-- GIVEN MATERIAL start --

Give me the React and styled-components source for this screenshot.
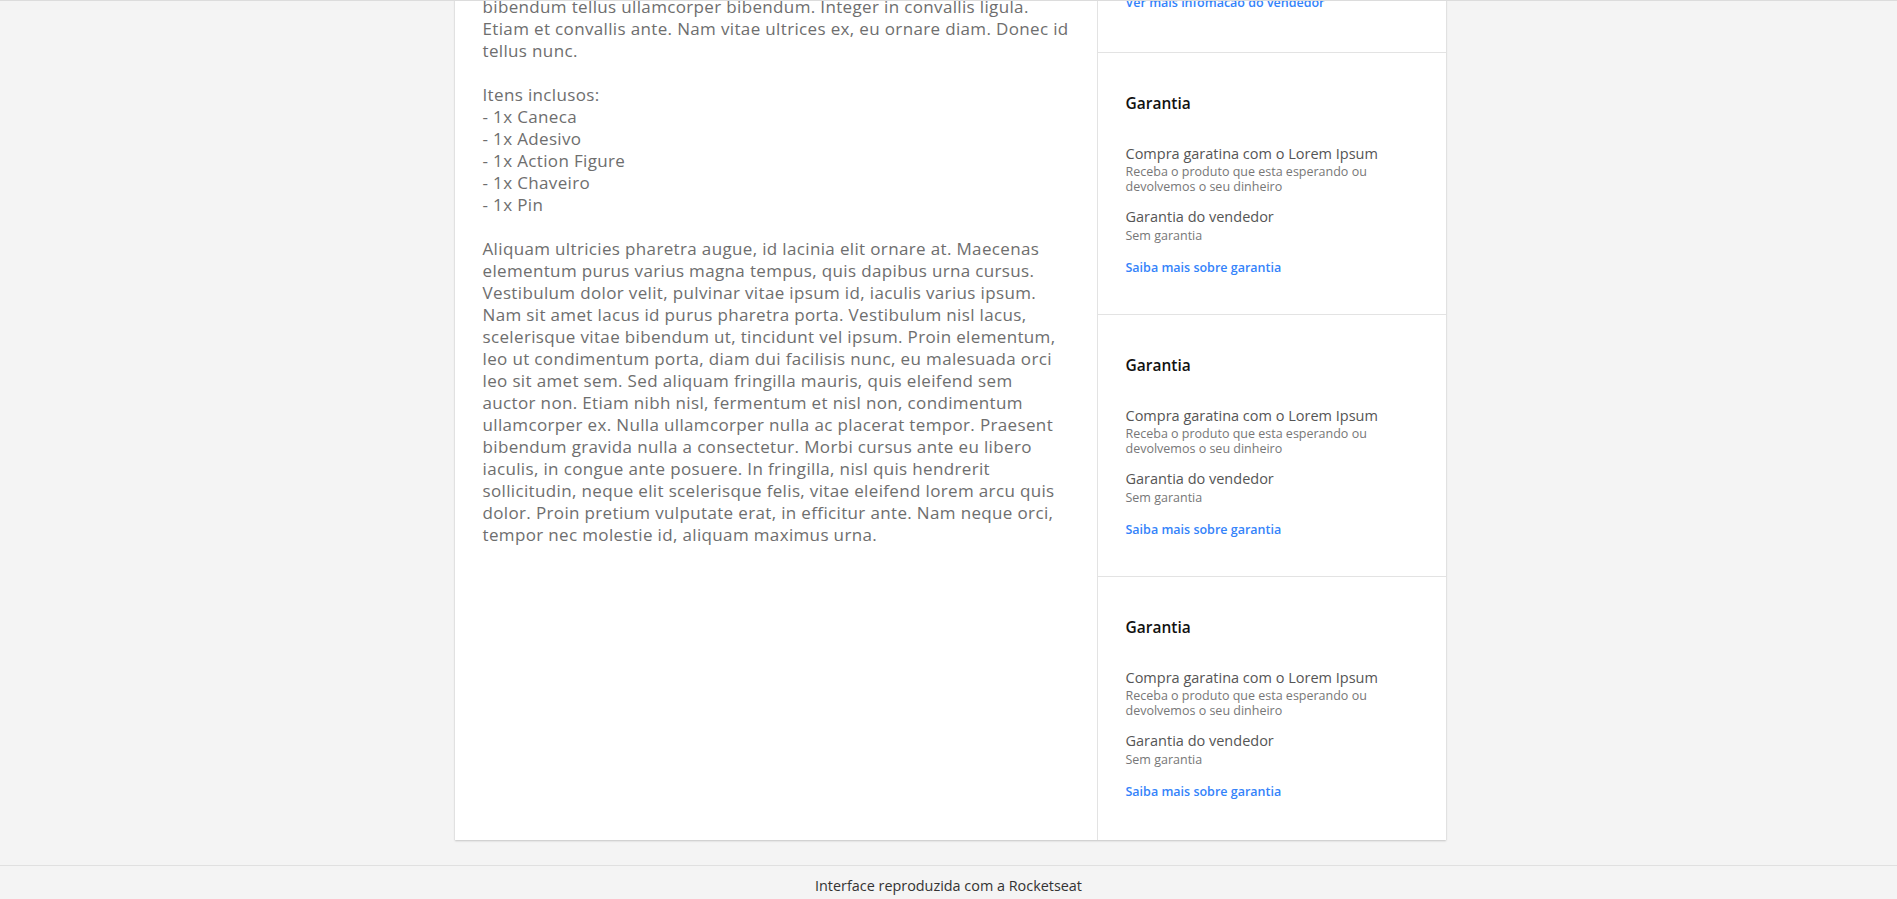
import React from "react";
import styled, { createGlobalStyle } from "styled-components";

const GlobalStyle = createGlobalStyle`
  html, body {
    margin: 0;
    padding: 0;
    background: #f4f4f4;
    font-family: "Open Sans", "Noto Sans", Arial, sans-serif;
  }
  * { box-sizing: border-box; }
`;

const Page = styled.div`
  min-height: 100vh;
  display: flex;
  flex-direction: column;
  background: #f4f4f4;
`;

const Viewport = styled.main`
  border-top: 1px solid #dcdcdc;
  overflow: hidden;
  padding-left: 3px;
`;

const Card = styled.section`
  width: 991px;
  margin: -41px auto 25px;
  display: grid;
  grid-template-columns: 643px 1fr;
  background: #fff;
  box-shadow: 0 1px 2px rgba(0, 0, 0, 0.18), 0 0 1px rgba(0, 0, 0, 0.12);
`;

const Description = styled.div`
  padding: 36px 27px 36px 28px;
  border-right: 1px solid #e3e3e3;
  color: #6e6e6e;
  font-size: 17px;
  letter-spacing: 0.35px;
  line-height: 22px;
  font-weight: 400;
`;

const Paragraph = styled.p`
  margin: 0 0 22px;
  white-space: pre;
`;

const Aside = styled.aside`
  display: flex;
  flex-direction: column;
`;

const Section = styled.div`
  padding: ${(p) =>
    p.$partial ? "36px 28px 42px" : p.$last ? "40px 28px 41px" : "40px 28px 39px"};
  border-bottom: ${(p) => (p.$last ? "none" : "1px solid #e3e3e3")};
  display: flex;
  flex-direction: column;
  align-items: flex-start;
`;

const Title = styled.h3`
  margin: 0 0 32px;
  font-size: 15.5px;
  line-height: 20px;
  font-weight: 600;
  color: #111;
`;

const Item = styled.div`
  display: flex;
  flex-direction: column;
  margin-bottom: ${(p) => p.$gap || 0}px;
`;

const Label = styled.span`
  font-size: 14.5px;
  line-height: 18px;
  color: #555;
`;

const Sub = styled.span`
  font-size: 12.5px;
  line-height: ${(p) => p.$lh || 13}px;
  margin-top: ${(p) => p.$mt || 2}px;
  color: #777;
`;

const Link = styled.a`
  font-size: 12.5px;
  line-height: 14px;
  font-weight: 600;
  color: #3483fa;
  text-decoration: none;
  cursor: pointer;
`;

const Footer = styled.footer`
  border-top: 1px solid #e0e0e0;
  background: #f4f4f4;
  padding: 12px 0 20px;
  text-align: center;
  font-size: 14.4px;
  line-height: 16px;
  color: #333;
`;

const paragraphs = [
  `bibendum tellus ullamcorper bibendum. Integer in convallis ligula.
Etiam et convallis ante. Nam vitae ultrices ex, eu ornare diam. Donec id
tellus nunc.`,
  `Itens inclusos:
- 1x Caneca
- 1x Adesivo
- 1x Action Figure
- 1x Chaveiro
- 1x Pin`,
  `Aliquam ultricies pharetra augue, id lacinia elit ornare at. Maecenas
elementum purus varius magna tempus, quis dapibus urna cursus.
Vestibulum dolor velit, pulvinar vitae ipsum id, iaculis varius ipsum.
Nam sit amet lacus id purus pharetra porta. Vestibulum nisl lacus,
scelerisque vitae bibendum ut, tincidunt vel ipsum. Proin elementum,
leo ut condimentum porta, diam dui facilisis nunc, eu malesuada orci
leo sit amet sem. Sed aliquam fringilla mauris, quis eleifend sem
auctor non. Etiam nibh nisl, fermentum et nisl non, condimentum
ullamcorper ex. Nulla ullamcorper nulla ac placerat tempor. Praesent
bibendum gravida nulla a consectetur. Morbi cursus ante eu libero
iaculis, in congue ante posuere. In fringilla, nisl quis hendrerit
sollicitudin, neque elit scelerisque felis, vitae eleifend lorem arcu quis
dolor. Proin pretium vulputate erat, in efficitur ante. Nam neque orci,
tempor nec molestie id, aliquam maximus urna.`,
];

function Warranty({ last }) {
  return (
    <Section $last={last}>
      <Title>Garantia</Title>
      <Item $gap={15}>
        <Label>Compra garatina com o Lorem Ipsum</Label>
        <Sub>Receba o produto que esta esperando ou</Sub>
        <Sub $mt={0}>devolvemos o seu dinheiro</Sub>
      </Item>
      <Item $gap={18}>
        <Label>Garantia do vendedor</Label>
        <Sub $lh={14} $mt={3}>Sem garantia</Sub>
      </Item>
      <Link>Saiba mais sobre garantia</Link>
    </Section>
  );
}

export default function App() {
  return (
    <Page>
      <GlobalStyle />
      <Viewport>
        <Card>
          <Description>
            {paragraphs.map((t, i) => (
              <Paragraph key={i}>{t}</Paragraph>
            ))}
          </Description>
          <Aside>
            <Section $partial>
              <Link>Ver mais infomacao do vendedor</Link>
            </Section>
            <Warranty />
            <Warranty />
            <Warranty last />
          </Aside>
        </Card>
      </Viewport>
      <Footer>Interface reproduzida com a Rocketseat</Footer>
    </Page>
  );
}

-- GIVEN MATERIAL end --

• [WHAT YOU HAVE TO DO]:
Repeat all of the data above word for word, minus the pictures.

• [THE ANSWER]:
Give me the React and styled-components source for this screenshot.
import React from "react";
import styled, { createGlobalStyle } from "styled-components";

const GlobalStyle = createGlobalStyle`
  html, body {
    margin: 0;
    padding: 0;
    background: #f4f4f4;
    font-family: "Open Sans", "Noto Sans", Arial, sans-serif;
  }
  * { box-sizing: border-box; }
`;

const Page = styled.div`
  min-height: 100vh;
  display: flex;
  flex-direction: column;
  background: #f4f4f4;
`;

const Viewport = styled.main`
  border-top: 1px solid #dcdcdc;
  overflow: hidden;
  padding-left: 3px;
`;

const Card = styled.section`
  width: 991px;
  margin: -41px auto 25px;
  display: grid;
  grid-template-columns: 643px 1fr;
  background: #fff;
  box-shadow: 0 1px 2px rgba(0, 0, 0, 0.18), 0 0 1px rgba(0, 0, 0, 0.12);
`;

const Description = styled.div`
  padding: 36px 27px 36px 28px;
  border-right: 1px solid #e3e3e3;
  color: #6e6e6e;
  font-size: 17px;
  letter-spacing: 0.35px;
  line-height: 22px;
  font-weight: 400;
`;

const Paragraph = styled.p`
  margin: 0 0 22px;
  white-space: pre;
`;

const Aside = styled.aside`
  display: flex;
  flex-direction: column;
`;

const Section = styled.div`
  padding: ${(p) =>
    p.$partial ? "36px 28px 42px" : p.$last ? "40px 28px 41px" : "40px 28px 39px"};
  border-bottom: ${(p) => (p.$last ? "none" : "1px solid #e3e3e3")};
  display: flex;
  flex-direction: column;
  align-items: flex-start;
`;

const Title = styled.h3`
  margin: 0 0 32px;
  font-size: 15.5px;
  line-height: 20px;
  font-weight: 600;
  color: #111;
`;

const Item = styled.div`
  display: flex;
  flex-direction: column;
  margin-bottom: ${(p) => p.$gap || 0}px;
`;

const Label = styled.span`
  font-size: 14.5px;
  line-height: 18px;
  color: #555;
`;

const Sub = styled.span`
  font-size: 12.5px;
  line-height: ${(p) => p.$lh || 13}px;
  margin-top: ${(p) => p.$mt || 2}px;
  color: #777;
`;

const Link = styled.a`
  font-size: 12.5px;
  line-height: 14px;
  font-weight: 600;
  color: #3483fa;
  text-decoration: none;
  cursor: pointer;
`;

const Footer = styled.footer`
  border-top: 1px solid #e0e0e0;
  background: #f4f4f4;
  padding: 12px 0 20px;
  text-align: center;
  font-size: 14.4px;
  line-height: 16px;
  color: #333;
`;

const paragraphs = [
  `bibendum tellus ullamcorper bibendum. Integer in convallis ligula.
Etiam et convallis ante. Nam vitae ultrices ex, eu ornare diam. Donec id
tellus nunc.`,
  `Itens inclusos:
- 1x Caneca
- 1x Adesivo
- 1x Action Figure
- 1x Chaveiro
- 1x Pin`,
  `Aliquam ultricies pharetra augue, id lacinia elit ornare at. Maecenas
elementum purus varius magna tempus, quis dapibus urna cursus.
Vestibulum dolor velit, pulvinar vitae ipsum id, iaculis varius ipsum.
Nam sit amet lacus id purus pharetra porta. Vestibulum nisl lacus,
scelerisque vitae bibendum ut, tincidunt vel ipsum. Proin elementum,
leo ut condimentum porta, diam dui facilisis nunc, eu malesuada orci
leo sit amet sem. Sed aliquam fringilla mauris, quis eleifend sem
auctor non. Etiam nibh nisl, fermentum et nisl non, condimentum
ullamcorper ex. Nulla ullamcorper nulla ac placerat tempor. Praesent
bibendum gravida nulla a consectetur. Morbi cursus ante eu libero
iaculis, in congue ante posuere. In fringilla, nisl quis hendrerit
sollicitudin, neque elit scelerisque felis, vitae eleifend lorem arcu quis
dolor. Proin pretium vulputate erat, in efficitur ante. Nam neque orci,
tempor nec molestie id, aliquam maximus urna.`,
];

function Warranty({ last }) {
  return (
    <Section $last={last}>
      <Title>Garantia</Title>
      <Item $gap={15}>
        <Label>Compra garatina com o Lorem Ipsum</Label>
        <Sub>Receba o produto que esta esperando ou</Sub>
        <Sub $mt={0}>devolvemos o seu dinheiro</Sub>
      </Item>
      <Item $gap={18}>
        <Label>Garantia do vendedor</Label>
        <Sub $lh={14} $mt={3}>Sem garantia</Sub>
      </Item>
      <Link>Saiba mais sobre garantia</Link>
    </Section>
  );
}

export default function App() {
  return (
    <Page>
      <GlobalStyle />
      <Viewport>
        <Card>
          <Description>
            {paragraphs.map((t, i) => (
              <Paragraph key={i}>{t}</Paragraph>
            ))}
          </Description>
          <Aside>
            <Section $partial>
              <Link>Ver mais infomacao do vendedor</Link>
            </Section>
            <Warranty />
            <Warranty />
            <Warranty last />
          </Aside>
        </Card>
      </Viewport>
      <Footer>Interface reproduzida com a Rocketseat</Footer>
    </Page>
  );
}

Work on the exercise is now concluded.